Investing in Canadian REITs: How to Get Started

Navigate Canadian REIT investments with this practical guide. Learn essential strategies and understand the tax landscape for informed decisions.

Real Estate Investment Trusts (REITs) offer a way to invest in real estate without directly owning physical properties. These vehicles allow individuals to participate in the real estate market by purchasing units in companies that own and operate income-producing real estate. In Canada, REITs provide an opportunity for investors seeking exposure to various property sectors, from residential complexes to commercial centers and industrial facilities. This article provides guidance on how to begin investing in Canadian REITs.

Understanding Canadian REITs

A Canadian Real Estate Investment Trust is a publicly traded entity that owns, manages, or finances income-generating real estate. These trusts are designed to provide investors with regular income distributions, similar to dividends from stocks, while also offering potential for capital appreciation. Unlike traditional real estate ownership, REITs offer liquidity, as their units trade on major stock exchanges.

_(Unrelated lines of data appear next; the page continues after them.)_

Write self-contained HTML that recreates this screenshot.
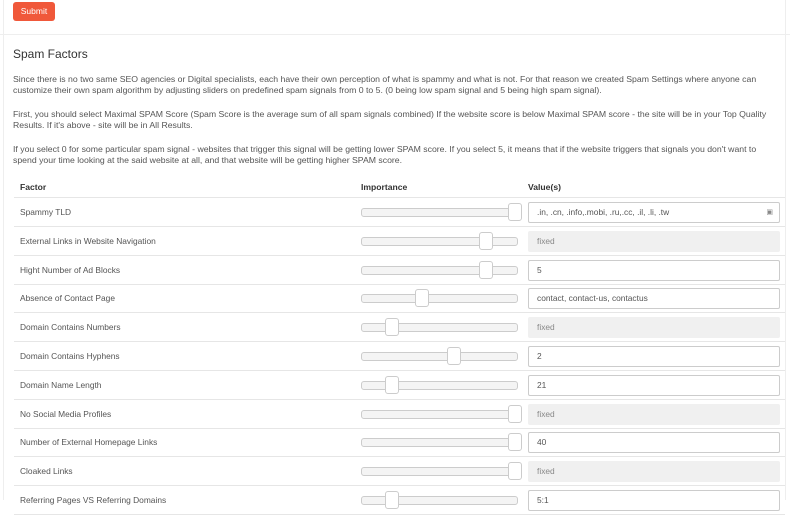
<!DOCTYPE html>
<html><head><meta charset="utf-8"><style>
*{box-sizing:border-box;margin:0;padding:0}
body{width:800px;height:500px;overflow:hidden;background:#fff;font-family:"Liberation Sans",sans-serif;color:#444;position:relative}
.abs{position:absolute}
.btn{left:13px;top:2px;width:42px;height:19px;background:#f0583a;border-radius:3px;color:#fff;font-size:8.5px;line-height:19px;text-align:center}
.p{left:13px;font-size:8.7px;line-height:11px;color:#555;width:785px;white-space:nowrap}
.lbl{left:20px;font-size:8.4px;color:#555}
.line{left:14px;width:771px;height:1px;background:#e6e6e6}
.track{left:361px;width:157px;height:9px;border:1px solid #ccc;border-radius:3px;background:#f4f4f4}
.handle{width:14px;height:18px;border:1px solid #ccc;border-radius:3px;background:#fff}
.inp{left:528px;width:252px;height:21px;border:1px solid #ccc;border-radius:2px;font-size:8.4px;line-height:19px;padding-left:8px;color:#555;background:#fff}
.fx{background:#f0f0f0;border-color:#f0f0f0;color:#888}
</style></head><body>
<div class="abs" style="left:3px;top:0;width:1px;height:500px;background:#eee"></div>
<div class="abs" style="left:785px;top:0;width:1px;height:500px;background:#eee"></div>
<div class="abs btn">Submit</div>
<div class="abs" style="left:0;top:34px;width:790px;height:1px;background:#eee"></div>
<div class="abs" style="left:13px;top:47px;font-size:12px;color:#333">Spam Factors</div>
<div class="abs p" style="top:74px">Since there is no two same SEO agencies or Digital specialists, each have their own perception of what is spammy and what is not. For that reason we created Spam Settings where anyone can<br>customize their own spam algorithm by adjusting sliders on predefined spam signals from 0 to 5. (0 being low spam signal and 5 being high spam signal).</div>
<div class="abs p" style="top:109px">First, you should select Maximal SPAM Score (Spam Score is the average sum of all spam signals combined) If the website score is below Maximal SPAM score - the site will be in your Top Quality<br>Results. If it's above - site will be in All Results.</div>
<div class="abs p" style="top:144px">If you select 0 for some particular spam signal - websites that trigger this signal will be getting lower SPAM score. If you select 5, it means that if the website triggers that signals you don't want to<br>spend your time looking at the said website at all, and that website will be getting higher SPAM score.</div>
<div class="abs" style="left:20px;top:182px;font-size:8.6px;font-weight:bold;color:#333">Factor</div>
<div class="abs" style="left:361px;top:182px;font-size:8.6px;font-weight:bold;color:#333">Importance</div>
<div class="abs" style="left:528px;top:182px;font-size:8.6px;font-weight:bold;color:#333">Value(s)</div>
<div class="abs line" style="top:197px"></div>
<div id="rows"></div>
<script>
var R=[["Spammy TLD",515,".in, .cn, .info,.mobi, .ru,.cc, .il, .li, .tw",0],
["External Links in Website Navigation",486,"fixed",1],
["Hight Number of Ad Blocks",486,"5",0],
["Absence of Contact Page",422,"contact, contact-us, contactus",0],
["Domain Contains Numbers",392,"fixed",1],
["Domain Contains Hyphens",454,"2",0],
["Domain Name Length",392,"21",0],
["No Social Media Profiles",515,"fixed",1],
["Number of External Homepage Links",515,"40",0],
["Cloaked Links",515,"fixed",1],
["Referring Pages VS Referring Domains",392,"5:1",0]];
var h="";
R.forEach(function(r,i){var c=212+i*28.8;
h+='<div class="abs lbl" style="top:'+(c-5)+'px">'+r[0]+'</div>';
h+='<div class="abs track" style="top:'+(c-4)+'px"></div>';
h+='<div class="abs handle" style="left:'+(r[1]-7)+'px;top:'+(c-9)+'px"></div>';
h+='<div class="abs inp'+(r[3]?' fx':'')+'" style="top:'+(c-10)+'px">'+r[2]+(i==0?'<span style="position:absolute;right:6px;top:0;font-size:7px;color:#888">&#9635;</span>':'')+'</div>';
h+='<div class="abs line" style="top:'+(c+14)+'px"></div>';});
document.getElementById("rows").innerHTML=h;
</script>
</body></html>
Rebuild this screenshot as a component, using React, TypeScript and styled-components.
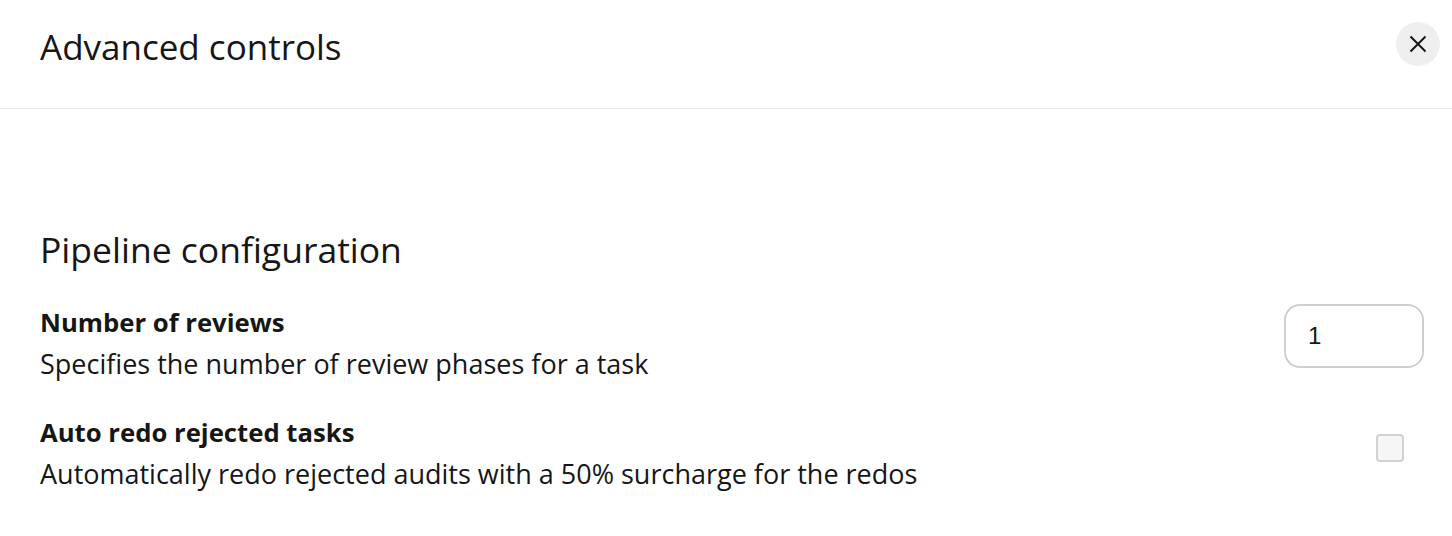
import React from "react";
import styled, { createGlobalStyle } from "styled-components";

const Global = createGlobalStyle`
  html, body { margin: 0; padding: 0; background: #fff; }
  body { font-family: "Open Sans", "Noto Sans", sans-serif; color: #161616; }
  * { box-sizing: border-box; }
`;

const Page = styled.div`
  width: 1452px;
  height: 536px;
  display: flex;
  flex-direction: column;
  background: #fff;
`;

const Header = styled.header`
  height: 109px;
  flex-shrink: 0;
  border-bottom: 1px solid #ececec;
  display: flex;
  align-items: center;
  justify-content: space-between;
  padding: 0 12px 16px 40px;
`;

const Title = styled.h1`
  margin: 0;
  font-size: 35px;
  font-weight: 400;
  line-height: 1;
  color: #161616;
`;

const CloseButton = styled.button`
  width: 44px;
  height: 44px;
  border-radius: 50%;
  border: none;
  background: #efefef;
  display: flex;
  align-items: center;
  justify-content: center;
  padding: 0;
  cursor: pointer;
  margin-bottom: 5px;
`;

const Body = styled.main`
  padding: 118px 28px 0 40px;
  display: flex;
  flex-direction: column;
`;

const SectionTitle = styled.h2`
  margin: 0 0 36px;
  font-size: 35.5px;
  font-weight: 500;
  line-height: 44px;
  color: #161616;
`;

const SettingRow = styled.div`
  display: flex;
  justify-content: space-between;
  align-items: flex-start;
  margin-bottom: 37px;
`;

const SettingText = styled.div`
  display: flex;
  flex-direction: column;
  gap: 9px;
`;

const Label = styled.div`
  font-size: 25.7px;
  font-weight: 700;
  line-height: 32px;
`;

const Description = styled.div`
  font-size: 27px;
  font-weight: 400;
  line-height: 32px;
`;

const NumberInput = styled.input`
  width: 140px;
  height: 64px;
  margin-top: -3px;
  border: 2px solid #cfcfcf;
  border-radius: 16px;
  padding: 0 22px;
  font-family: "Liberation Sans", Arial, sans-serif;
  font-size: 24px;
  color: #161616;
  outline: none;
  background: #fff;
`;

const Checkbox = styled.span`
  width: 28px;
  height: 28px;
  margin-top: 17px;
  margin-right: 20px;
  border: 2px solid #d2d2d2;
  border-radius: 4px;
  background: #f6f6f6;
  display: inline-block;
`;

export default function App() {
  return (
    <>
      <Global />
      <Page>
        <Header>
          <Title>Advanced controls</Title>
          <CloseButton aria-label="Close">
            <svg width="18" height="18" viewBox="0 0 18 18">
              <path d="M1.5 1.5L16.5 16.5M16.5 1.5L1.5 16.5" stroke="#161616" strokeWidth="2" />
            </svg>
          </CloseButton>
        </Header>
        <Body>
          <SectionTitle>Pipeline configuration</SectionTitle>
          <SettingRow>
            <SettingText>
              <Label>Number of reviews</Label>
              <Description>Specifies the number of review phases for a task</Description>
            </SettingText>
            <NumberInput type="text" defaultValue="1" />
          </SettingRow>
          <SettingRow>
            <SettingText>
              <Label>Auto redo rejected tasks</Label>
              <Description>Automatically redo rejected audits with a 50% surcharge for the redos</Description>
            </SettingText>
            <Checkbox />
          </SettingRow>
        </Body>
      </Page>
    </>
  );
}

Canadian REITs are structured as flow-through entities, meaning they generally distribute most of their taxable income to unitholders. This structure avoids double taxation, where income is taxed at the corporate level and again when distributed to shareholders. Their portfolios can include diverse asset classes such as retail malls, office buildings, apartment complexes, industrial warehouses, and specialized properties. The income generated from rents and property operations forms the basis for the regular distributions paid to unitholders.

Investing in Individual REIT Units

Purchasing units of Canadian REITs listed on stock exchanges requires opening a brokerage account. Investors typically use a self-directed investment account, which can be a Tax-Free Savings Account (TFSA), a Registered Retirement Savings Plan (RRSP), or a non-registered (taxable) account.

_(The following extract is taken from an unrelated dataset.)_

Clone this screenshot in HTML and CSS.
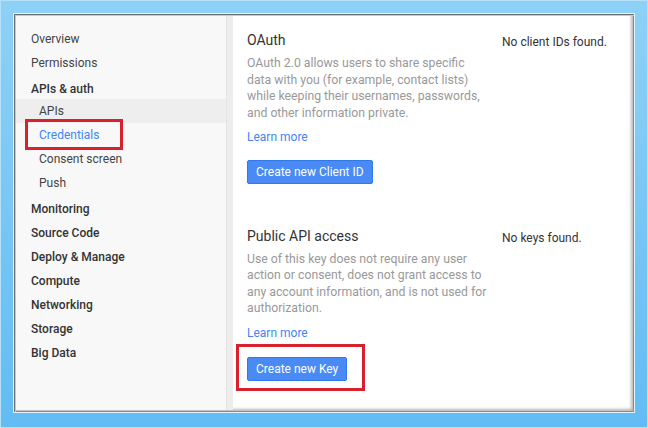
FILE: index.html
```html
<!DOCTYPE html>
<html lang="en">
<head>
  <meta charset="UTF-8">
  <title>Credentials</title>
  <link rel="stylesheet" href="styles.css">
</head>
<body>
  <div class="window">
    <div class="panel">
      <ul class="nav">
        <li class="nav-item">Overview</li>
        <li class="nav-item">Permissions</li>
        <li class="nav-item group head short">APIs &amp; auth</li>
        <li class="nav-item sub hover">APIs</li>
        <li class="nav-item sub active">Credentials<span class="mark mark-nav"></span></li>
        <li class="nav-item sub">Consent screen</li>
        <li class="nav-item sub">Push</li>
        <li class="nav-item group head">Monitoring</li>
        <li class="nav-item group">Source Code</li>
        <li class="nav-item group">Deploy &amp; Manage</li>
        <li class="nav-item group">Compute</li>
        <li class="nav-item group">Networking</li>
        <li class="nav-item group">Storage</li>
        <li class="nav-item group">Big Data</li>
      </ul>
      <div class="divider"></div>
      <div class="main">
        <section class="block">
          <div class="info">
            <h2>OAuth</h2>
            <p>OAuth 2.0 allows users to share specific data with you (for example, contact lists) while keeping their usernames, passwords, and other information private.</p>
            <a class="link" href="#">Learn more</a>
            <button class="btn">Create new Client ID</button>
          </div>
          <div class="status">No client IDs found.</div>
        </section>
        <section class="block second">
          <div class="info">
            <h2>Public API access</h2>
            <p>Use of this key does not require any user action or consent, does not grant access to any account information, and is not used for authorization.</p>
            <a class="link" href="#">Learn more</a>
            <div class="btn-wrap">
              <button class="btn">Create new Key</button>
              <span class="mark mark-btn"></span>
            </div>
          </div>
          <div class="status">No keys found.</div>
        </section>
      </div>
    </div>
  </div>
</body>
</html>
```

FILE: styles.css
```css
html, body {
  margin: 0;
  height: 100%;
}
body {
  background: linear-gradient(to bottom, #8ed1f6, #62bcf3);
  padding: 13px 13px 15px 13px;
  box-sizing: border-box;
  font-family: Roboto, "Liberation Sans", Arial, sans-serif;
  font-size: 12px;
  color: #333;
  box-shadow: inset 0 0 0 1px #b5e2fa;
}
.window {
  height: 100%;
  border: 1px solid #e2f3fd;
  box-sizing: border-box;
}
.panel {
  display: flex;
  height: 100%;
  background: #fff;
  box-shadow: inset 1px 1px 0 #6e6e6e, inset 2px 2px 0 #c9c9c9, inset -1px -1px 0 #8a8a8a, inset -3px -3px 3px #b8b8b8;
  padding: 2px;
  box-sizing: border-box;
}
.nav {
  list-style: none;
  margin: 0;
  padding: 11px 0 0 0;
  width: 210px;
  background: #f8f8f8;
}
.nav-item {
  position: relative;
  height: 24px;
  line-height: 24px;
  padding-left: 15px;
  color: #444;
}
.nav-item.group {
  font-weight: 500;
  color: #333;
}
.nav-item.head {
  margin-top: 2px;
}
.nav-item.short {
  height: 22px;
}
.nav-item.sub {
  padding-left: 23px;
}
.nav-item.hover {
  background: #eeeeee;
}
.nav-item.active {
  color: #4285f4;
}
.divider {
  width: 6px;
  background: #ededed;
  border-left: 1px solid #e4e4e4;
}
.main {
  flex: 1;
  padding: 14px 14px 0 14px;
}
.block {
  display: grid;
  grid-template-columns: 243px 1fr;
  column-gap: 12px;
}
.block.second {
  margin-top: 42px;
}
h2 {
  margin: 0;
  font-size: 14px;
  font-weight: 400;
  line-height: 20px;
  color: #333;
}
p {
  margin: 5px 0 0 0;
  color: #999;
  font-size: 12.25px;
  line-height: 16.5px;
}
.link {
  display: block;
  margin-top: 8px;
  line-height: 16.5px;
  color: #4285f4;
  text-decoration: none;
}
.btn {
  display: block;
  margin-top: 14px;
  height: 24px;
  padding: 0 8px;
  border: 1px solid #3079ed;
  border-radius: 2px;
  background: #4a8af4;
  color: #fff;
  font-family: inherit;
  font-size: 12px;
}
.btn-wrap {
  position: relative;
  margin-top: 16px;
}
.btn-wrap .btn {
  margin-top: 0;
}
.status {
  padding-top: 2px;
  line-height: 20px;
  color: #333;
}
.mark {
  position: absolute;
  border: 3px solid #d7222e;
}
.mark-nav {
  left: 9px;
  top: -4px;
  width: 92px;
  height: 25px;
}
.mark-btn {
  left: -11px;
  top: -13px;
  width: 123px;
  height: 41px;
}
```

Before placing a trade, research individual REITs. This involves identifying their ticker symbols. Reviewing financial statements, distribution history, and the composition of their management team provides insight into performance and governance. Examining the property portfolio helps understand the real estate assets a REIT holds and their geographic diversification. This information is available on the REIT’s investor relations website or through financial news platforms.

After selecting a REIT, place a buy order through the brokerage platform. Navigate to the trading section and search for the REIT by its ticker symbol. Specify the number of units to purchase and select an order type, such as a market order for immediate execution or a limit order to buy at a specific price. Once executed, the brokerage provides a trade confirmation, and the transaction typically settles within two business days.

Investing Through REIT Funds

Investing in Canadian REITs can also be achieved indirectly through REIT funds, such as Exchange-Traded Funds (ETFs) or mutual funds. These funds pool money from many investors to purchase a diversified portfolio of individual REIT units. This approach offers immediate diversification across multiple properties and sectors, reducing the risk associated with investing in a single REIT.

Researching these funds involves identifying the fund providers, understanding their expense ratios (MER), and reviewing fund fact sheets and prospectuses. The Management Expense Ratio (MER) represents the annual cost of owning the fund, including management fees and operating expenses. Fund fact sheets and prospectuses provide detailed information about the fund’s objectives, investment strategy, and the underlying REIT holdings. This information is available on the fund provider’s website or through financial data aggregators.

The process of purchasing units of a Canadian REIT ETF or mutual fund through a brokerage platform is similar to buying individual REIT units. Investors navigate to the trading section, searching for ETFs by their ticker symbol or mutual funds by their unique fund code. Specify the desired investment amount or number of units, and select an appropriate order type. After the transaction is confirmed, the purchase is processed, and investors become unitholders in the fund, subject to the fund’s ongoing management fees.

Tax Considerations for REIT Investments

Distributions from Canadian REITs have specific tax implications depending on the account type. In a Tax-Free Savings Account (TFSA), all distributions are tax-free upon withdrawal. Within a Registered Retirement Savings Plan (RRSP), distributions grow on a tax-deferred basis, with taxes paid only when funds are withdrawn in retirement.

When Canadian REITs are held in a non-registered (taxable) account, their distributions are subject to taxation. These distributions typically comprise several components, including interest income, capital gains, and a return of capital. Each component is treated differently for tax purposes; interest income is fully taxable, while capital gains are taxed at a lower inclusion rate.

A portion of REIT distributions consists of a “return of capital,” which is not immediately taxable. It reduces the adjusted cost base of the REIT units, deferring taxation until the units are sold. Investors receive a T3 tax slip annually from their brokerage or the REIT, detailing the breakdown of these distribution components for reporting to the Canada Revenue Agency.